L’intelligenza artificiale nella finanza è un potente alleato
La differenza, in situazioni di shock, la fa la capacità di gestire il rischio
L’unica certezza per il futuro? Si chiama Artificial Intelligence (in italiano intelligenza artificiale)
Come cambieranno da qui a 10 anni gli investimenti finanziari? È la domanda a cui tutti gli investitori, risparmiatori e analisti cercano di dare una risposta. “Impossibile saperlo, servirebbe la sfera di cristallo. Possiamo però affermare, senza alcun dubbio, che la parola chiave sarà intelligenza artificiale (IA)”, commenta Mercatelli, l’esperto dietro ogni algoritmo. “Perché non è il futuro, ma il presente, grazie alla naturalezza con cui l’IA sta prendendo piede in materia di investimenti finanziari, con minori costi, scambi più intelligenti e sicuri, e un’esperienza di più alto livello per gli utenti, siano essi clienti che operatori del settore. Se adeguatamente implementata, l’intelligenza artificiale nella finanza è un potente alleato: fornisce una valutazione più rapida e accurata, a costi inferiori e tiene conto di una più ampia varietà di fattori, che porta a una decisione meglio informata e supportata dai dati. Il nostro compito è interpretare e indirizzare l’ascesa dall’IA e dare una visione qualitativa ad un settore, quello economico-finanziario, basato su numeri, dati, transazioni, informazioni in genere, evitando di disperdere il più importante patrimonio: la flessibilità del valore umano”.

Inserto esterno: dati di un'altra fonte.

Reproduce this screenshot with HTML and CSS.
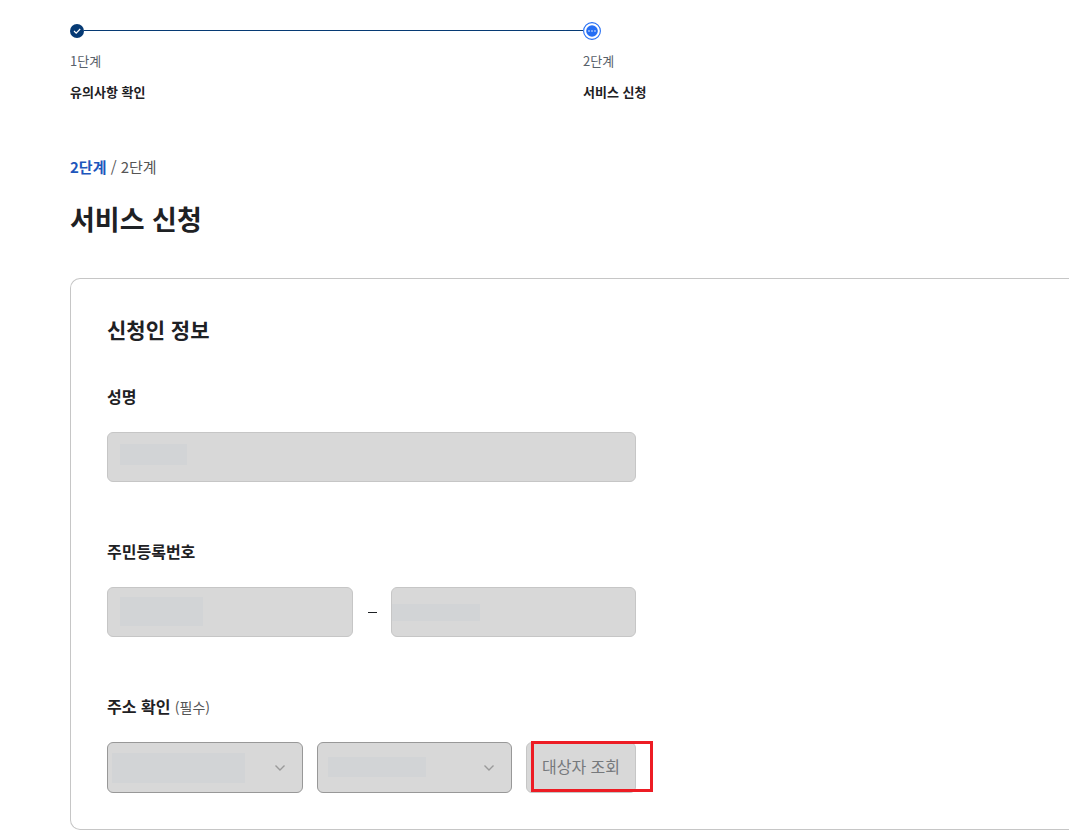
FILE: index.html
```
<!DOCTYPE html>
<html lang="ko">
<head>
    <meta charset="UTF-8">
    <meta name="viewport" content="width=device-width, initial-scale=1.0">
    <title>서비스 신청</title>
    <link rel="stylesheet" href="styles.css">
</head>
<body>

    <main class="page">
        <ol class="steps">
            <li class="step done">
                <div class="step-mark">
                    <svg width="14" height="18" viewBox="0 0 14 18">
                        <circle cx="7" cy="9" r="7" fill="#063a74"/>
                        <path d="M4 9l2.2 2.2L10.2 7" fill="none" stroke="#fff" stroke-width="1.2"/>
                    </svg>
                </div>
                <span class="step-no">1단계</span>
                <strong class="step-name">유의사항 확인</strong>
            </li>
            <li class="step">
                <div class="step-mark">
                    <svg width="18" height="18" viewBox="0 0 18 18">
                        <circle cx="9" cy="9" r="8.4" fill="#fff" stroke="#256ef4" stroke-width="1.1"/>
                        <circle cx="9" cy="9" r="5.8" fill="#256ef4"/>
                        <circle cx="6" cy="9" r="0.9" fill="#a8c5fa"/>
                        <circle cx="9" cy="9" r="0.9" fill="#a8c5fa"/>
                        <circle cx="12" cy="9" r="0.9" fill="#a8c5fa"/>
                    </svg>
                </div>
                <span class="step-no">2단계</span>
                <strong class="step-name">서비스 신청</strong>
            </li>
        </ol>

        <p class="progress"><strong>2단계</strong> / 2단계</p>
        <h1>서비스 신청</h1>

        <form class="card">
            <h2>신청인 정보</h2>

            <div class="group">
                <label class="label" for="name">성명</label>
                <div class="row">
                    <div class="field">
                        <input type="text" id="name" disabled>
                        <span class="mask mask-name"></span>
                    </div>
                </div>
            </div>

            <div class="group">
                <label class="label" for="rrn-front" id="rrn-label">주민등록번호</label>
                <div class="row">
                    <div class="field">
                        <input type="text" id="rrn-front" disabled>
                        <span class="mask mask-front"></span>
                    </div>
                    <span class="dash"></span>
                    <div class="field">
                        <input type="text" id="rrn-back" aria-labelledby="rrn-label" disabled>
                        <span class="mask mask-back"></span>
                    </div>
                </div>
            </div>

            <div class="group">
                <label class="label" for="sido" id="address-label">주소 확인 <span class="required">(필수)</span></label>
                <div class="row address">
                    <div class="field">
                        <select id="sido" disabled><option></option></select>
                        <svg class="arrow" width="12" height="8" viewBox="0 0 12 8"><path d="M1.5 1.5L6 6l4.5-4.5" fill="none" stroke="#9a9a9a" stroke-width="1.4"/></svg>
                        <span class="mask mask-sido"></span>
                    </div>
                    <div class="field">
                        <select id="sigungu" aria-labelledby="address-label" disabled><option></option></select>
                        <svg class="arrow" width="12" height="8" viewBox="0 0 12 8"><path d="M1.5 1.5L6 6l4.5-4.5" fill="none" stroke="#9a9a9a" stroke-width="1.4"/></svg>
                        <span class="mask mask-sigungu"></span>
                    </div>
                    <div class="search">
                        <button type="button" disabled>대상자 조회</button>
                        <span class="highlight"></span>
                    </div>
                </div>
            </div>
        </form>
    </main>

</body>
</html>
```

FILE: styles.css
```
* {
    box-sizing: border-box;
}

body {
    margin: 0;
    background: #fff;
    color: #1e2124;
    font-family: "Noto Sans CJK KR", sans-serif;
    font-size: 16px;
    line-height: 24px;
}

.page {
    padding: 22px 0 6px 70px;
}

/* steps */
.steps {
    display: flex;
    margin: 0;
    padding: 0;
    list-style: none;
}

.step {
    display: flex;
    flex-direction: column;
    flex: 1;
    font-size: 13px;
    line-height: 20px;
}

.step.done {
    flex: 0 0 513px;
}

.step-mark {
    display: flex;
    align-items: center;
    height: 18px;
    margin-bottom: 11px;
}

.step.done .step-mark::after {
    content: "";
    flex: 1;
    height: 1px;
    margin-bottom: 1px;
    background: #063a74;
}

.step-no {
    margin-bottom: 11px;
    color: #58616a;
}

.step-name {
    color: #1e2124;
}

/* title */
.progress {
    margin: 53px 0 0;
    font-size: 15px;
    color: #555;
}

.progress strong {
    color: #1d56bc;
}

h1 {
    margin: 20px 0 39px;
    font-size: 27px;
    line-height: 40px;
}

/* form */
.card {
    padding: 34px 0 36px 36px;
    border: 1px solid #c6c6c6;
    border-right: none;
    border-radius: 10px 0 0 10px;
}

h2 {
    margin: 0 0 39px;
    font-size: 21px;
    line-height: 32px;
}

.group {
    max-width: 529px;
    margin-bottom: 57px;
}

.group:last-child {
    margin-bottom: 0;
}

.label {
    display: block;
    margin-bottom: 24px;
    font-weight: bold;
}

.required {
    font-size: 14px;
    font-weight: normal;
    line-height: 20px;
    color: #555;
}

.row {
    display: flex;
    align-items: center;
}

.address {
    gap: 14px;
}

.field {
    position: relative;
    flex: 1;
}

input,
select,
button {
    display: block;
    width: 100%;
    height: 50px;
    margin: 0;
    padding: 0 12px;
    border: 1px solid #c6c6c6;
    border-radius: 6px;
    background: #d8d8d8;
    font-family: inherit;
    font-size: 16px;
    opacity: 1;
    appearance: none;
}

select,
button {
    height: 51px;
}

select {
    border-color: #989898;
}

button {
    padding-bottom: 3px;
    color: #76797c;
}

.dash {
    width: 9px;
    height: 1px;
    margin: 0 14px 0 15px;
    background: #1e2124;
}

.arrow {
    position: absolute;
    right: 17px;
    top: 22px;
}

.search {
    position: relative;
    width: 110px;
}

/* hidden personal data */
.mask {
    position: absolute;
    background: #d2d4d6;
}

.mask-name {
    left: 13px;
    top: 12px;
    width: 67px;
    height: 21px;
}

.mask-front {
    left: 13px;
    top: 10px;
    width: 83px;
    height: 29px;
}

.mask-back {
    left: 1px;
    top: 17px;
    width: 88px;
    height: 17px;
}

.mask-sido {
    left: 5px;
    top: 11px;
    width: 133px;
    height: 30px;
}

.mask-sigungu {
    left: 11px;
    top: 15px;
    width: 98px;
    height: 20px;
}

.highlight {
    position: absolute;
    left: 5px;
    top: -1px;
    width: 122px;
    height: 51px;
    border: 3px solid #ed1c24;
}
```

Bicchiere mezzo pieno, bicchiere mezzo vuoto?
La differenza, in situazioni di shock, la fa la capacità di gestire il rischio. Nell’asset management, l’ottimismo è la base di ogni investimento, senza dimenticarsi di essere prudenti, perché l’imprevisto può essere dietro l’angolo. “L’aspetto più importante è che abbiamo capito prima di altri che è necessario guardare al peggio e trovare soluzioni utili ad affrontarlo. Diciamo che sono tutti bravi a salire sul carro dei vincitori e investire quando tutto va bene. La vera sfida è invece sopravvivere in periodi di magra. Noi preferiamo salire sul Titanic sapendo che ci sono scialuppe a sufficienza per tutti, pur sperando che non siano necessarie. Per questo motivo, ci siamo da subito rivolti all’intelligenza artificiale per permettere ai nostri algoritmi di investimento di massimizzare la probabilità di raggiungere gli obiettivi prefissati, minimizzando le perdite quando il mercato va male”, dichiara Mercatelli.
Dato che entrate in possesso di dati sensibili, non avrebbe più senso per banche e società di asset management sviluppare internamente queste competenze?
“È difficile cimentarsi a gara in corso in una disciplina mai praticata in precedenza. Le società del settore che ne hanno capito le potenzialità tecnologiche, si stanno muovendo per creare team e ricercare profili professionali di data science, da affiancare a quelli tradizionali di gestione di portafoglio. Tuttavia, il mercato richiede competenze verticali e notevoli investimenti in R&S – commenta Toia – Non ci si improvvisa, da qui l’outsourcing come soluzione meno costosa e più efficiente. Noi fortunatamente abbiamo già un prodotto maturo che continuiamo ad innovare. È una sinergia che in fondo conviene a tutti”.